>> Start PROVIDED DATA
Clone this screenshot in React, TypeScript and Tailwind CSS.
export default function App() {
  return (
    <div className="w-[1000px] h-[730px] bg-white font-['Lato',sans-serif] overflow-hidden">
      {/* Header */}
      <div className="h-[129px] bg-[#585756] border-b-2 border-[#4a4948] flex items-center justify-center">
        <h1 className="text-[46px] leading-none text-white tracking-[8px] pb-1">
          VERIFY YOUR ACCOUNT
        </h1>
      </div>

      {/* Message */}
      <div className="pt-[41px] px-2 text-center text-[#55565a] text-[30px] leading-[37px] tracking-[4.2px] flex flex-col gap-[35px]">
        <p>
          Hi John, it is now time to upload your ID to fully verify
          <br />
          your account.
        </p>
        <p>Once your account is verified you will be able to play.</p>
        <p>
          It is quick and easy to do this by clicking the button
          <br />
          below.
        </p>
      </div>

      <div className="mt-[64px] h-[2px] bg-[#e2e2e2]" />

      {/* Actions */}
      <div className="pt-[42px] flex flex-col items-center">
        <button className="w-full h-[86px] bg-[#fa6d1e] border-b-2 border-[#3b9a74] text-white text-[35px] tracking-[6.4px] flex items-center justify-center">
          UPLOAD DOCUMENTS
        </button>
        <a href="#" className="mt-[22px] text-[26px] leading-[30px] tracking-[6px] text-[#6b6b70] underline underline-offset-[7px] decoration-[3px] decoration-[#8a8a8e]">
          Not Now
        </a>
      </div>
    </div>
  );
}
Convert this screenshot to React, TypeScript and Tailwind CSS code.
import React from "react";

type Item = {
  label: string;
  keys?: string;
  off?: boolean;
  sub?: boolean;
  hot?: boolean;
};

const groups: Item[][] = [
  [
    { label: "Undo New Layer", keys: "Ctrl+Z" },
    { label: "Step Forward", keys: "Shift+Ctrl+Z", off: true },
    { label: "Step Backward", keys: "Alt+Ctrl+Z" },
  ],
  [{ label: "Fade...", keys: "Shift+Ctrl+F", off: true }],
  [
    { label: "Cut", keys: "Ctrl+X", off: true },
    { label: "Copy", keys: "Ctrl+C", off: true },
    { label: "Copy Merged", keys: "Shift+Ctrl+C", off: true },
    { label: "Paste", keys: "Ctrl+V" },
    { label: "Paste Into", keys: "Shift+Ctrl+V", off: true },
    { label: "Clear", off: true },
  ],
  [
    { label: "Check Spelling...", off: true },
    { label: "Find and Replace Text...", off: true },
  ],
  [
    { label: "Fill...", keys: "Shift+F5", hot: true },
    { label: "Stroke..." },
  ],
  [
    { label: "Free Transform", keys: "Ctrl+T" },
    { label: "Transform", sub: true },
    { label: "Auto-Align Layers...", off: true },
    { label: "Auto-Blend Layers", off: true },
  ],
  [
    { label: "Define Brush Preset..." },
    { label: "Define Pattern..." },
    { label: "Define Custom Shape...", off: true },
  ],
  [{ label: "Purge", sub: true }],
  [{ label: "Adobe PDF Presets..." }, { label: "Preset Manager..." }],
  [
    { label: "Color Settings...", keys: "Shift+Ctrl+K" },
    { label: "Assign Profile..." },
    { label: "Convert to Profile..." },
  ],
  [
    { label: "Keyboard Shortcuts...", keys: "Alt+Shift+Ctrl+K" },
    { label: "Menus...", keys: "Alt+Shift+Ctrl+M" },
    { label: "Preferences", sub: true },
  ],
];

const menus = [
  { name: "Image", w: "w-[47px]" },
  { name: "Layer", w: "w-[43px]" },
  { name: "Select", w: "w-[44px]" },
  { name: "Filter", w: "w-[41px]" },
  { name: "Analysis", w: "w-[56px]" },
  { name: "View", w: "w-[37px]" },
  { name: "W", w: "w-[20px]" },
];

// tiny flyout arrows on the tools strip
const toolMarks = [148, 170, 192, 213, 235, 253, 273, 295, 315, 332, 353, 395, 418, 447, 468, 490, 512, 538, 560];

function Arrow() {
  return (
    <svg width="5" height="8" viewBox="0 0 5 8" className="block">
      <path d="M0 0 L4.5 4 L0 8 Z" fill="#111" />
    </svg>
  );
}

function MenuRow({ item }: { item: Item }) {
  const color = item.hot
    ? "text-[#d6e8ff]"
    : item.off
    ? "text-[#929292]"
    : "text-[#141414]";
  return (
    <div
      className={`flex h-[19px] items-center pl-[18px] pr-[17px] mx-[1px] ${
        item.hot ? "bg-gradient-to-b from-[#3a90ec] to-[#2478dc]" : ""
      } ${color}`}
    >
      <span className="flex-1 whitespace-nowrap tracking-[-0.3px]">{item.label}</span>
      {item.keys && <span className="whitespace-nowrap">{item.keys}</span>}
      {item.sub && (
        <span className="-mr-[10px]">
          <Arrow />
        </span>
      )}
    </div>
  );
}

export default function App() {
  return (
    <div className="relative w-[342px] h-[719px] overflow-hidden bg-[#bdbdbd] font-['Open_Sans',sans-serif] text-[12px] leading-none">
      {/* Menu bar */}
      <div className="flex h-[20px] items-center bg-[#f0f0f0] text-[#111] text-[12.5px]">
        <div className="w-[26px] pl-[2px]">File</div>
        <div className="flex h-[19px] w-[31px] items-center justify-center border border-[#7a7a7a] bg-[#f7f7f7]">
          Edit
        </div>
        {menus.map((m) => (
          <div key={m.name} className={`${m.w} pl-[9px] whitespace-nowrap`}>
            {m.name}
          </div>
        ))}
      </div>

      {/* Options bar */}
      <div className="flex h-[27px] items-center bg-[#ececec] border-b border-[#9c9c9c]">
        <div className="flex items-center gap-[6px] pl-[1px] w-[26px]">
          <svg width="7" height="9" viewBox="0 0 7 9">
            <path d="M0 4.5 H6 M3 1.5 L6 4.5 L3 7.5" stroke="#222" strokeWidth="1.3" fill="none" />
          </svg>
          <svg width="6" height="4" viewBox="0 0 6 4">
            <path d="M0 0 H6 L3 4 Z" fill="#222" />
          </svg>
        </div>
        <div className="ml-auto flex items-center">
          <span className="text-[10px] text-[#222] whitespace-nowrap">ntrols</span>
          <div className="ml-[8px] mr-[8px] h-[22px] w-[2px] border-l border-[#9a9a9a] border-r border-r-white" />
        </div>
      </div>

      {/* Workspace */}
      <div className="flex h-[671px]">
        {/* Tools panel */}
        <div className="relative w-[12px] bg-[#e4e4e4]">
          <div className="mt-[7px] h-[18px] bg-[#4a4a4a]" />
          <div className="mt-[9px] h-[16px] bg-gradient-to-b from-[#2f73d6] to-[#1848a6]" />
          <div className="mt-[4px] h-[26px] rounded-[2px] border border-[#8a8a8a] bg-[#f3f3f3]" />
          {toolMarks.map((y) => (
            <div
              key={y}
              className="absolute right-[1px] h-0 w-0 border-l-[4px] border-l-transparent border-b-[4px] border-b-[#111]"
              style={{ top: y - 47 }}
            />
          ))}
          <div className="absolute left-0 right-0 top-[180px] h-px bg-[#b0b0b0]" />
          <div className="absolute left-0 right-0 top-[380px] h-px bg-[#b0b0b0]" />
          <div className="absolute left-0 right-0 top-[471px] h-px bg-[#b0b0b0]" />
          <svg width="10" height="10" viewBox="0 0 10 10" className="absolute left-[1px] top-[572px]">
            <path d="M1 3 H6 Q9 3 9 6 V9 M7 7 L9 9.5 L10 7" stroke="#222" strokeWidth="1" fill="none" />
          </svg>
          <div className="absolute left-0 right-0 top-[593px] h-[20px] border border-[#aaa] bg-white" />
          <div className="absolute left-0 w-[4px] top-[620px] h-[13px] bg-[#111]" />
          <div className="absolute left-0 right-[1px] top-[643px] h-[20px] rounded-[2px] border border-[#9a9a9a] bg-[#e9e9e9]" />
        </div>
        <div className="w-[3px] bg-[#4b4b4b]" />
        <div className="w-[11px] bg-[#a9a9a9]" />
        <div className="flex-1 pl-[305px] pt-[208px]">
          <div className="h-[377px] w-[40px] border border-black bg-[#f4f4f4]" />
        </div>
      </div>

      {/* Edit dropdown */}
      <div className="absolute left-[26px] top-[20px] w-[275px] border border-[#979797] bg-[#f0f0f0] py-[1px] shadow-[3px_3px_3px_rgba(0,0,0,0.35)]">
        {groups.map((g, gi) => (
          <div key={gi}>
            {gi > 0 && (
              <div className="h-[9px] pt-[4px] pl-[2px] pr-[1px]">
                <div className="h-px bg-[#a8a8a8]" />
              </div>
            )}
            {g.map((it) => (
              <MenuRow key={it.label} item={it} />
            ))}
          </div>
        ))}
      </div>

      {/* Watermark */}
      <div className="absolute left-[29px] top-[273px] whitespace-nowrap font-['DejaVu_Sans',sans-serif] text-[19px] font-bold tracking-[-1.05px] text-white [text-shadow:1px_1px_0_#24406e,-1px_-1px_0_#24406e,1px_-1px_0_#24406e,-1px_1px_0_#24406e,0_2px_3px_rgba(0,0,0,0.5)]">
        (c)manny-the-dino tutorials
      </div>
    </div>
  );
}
>> End PROVIDED DATA
**WORK TO BE COMPLETED**: Copy each line of the entries that includes the word "screenshot".

**RESPONSE BELOW**:
Clone this screenshot in React, TypeScript and Tailwind CSS.
Convert this screenshot to React, TypeScript and Tailwind CSS code.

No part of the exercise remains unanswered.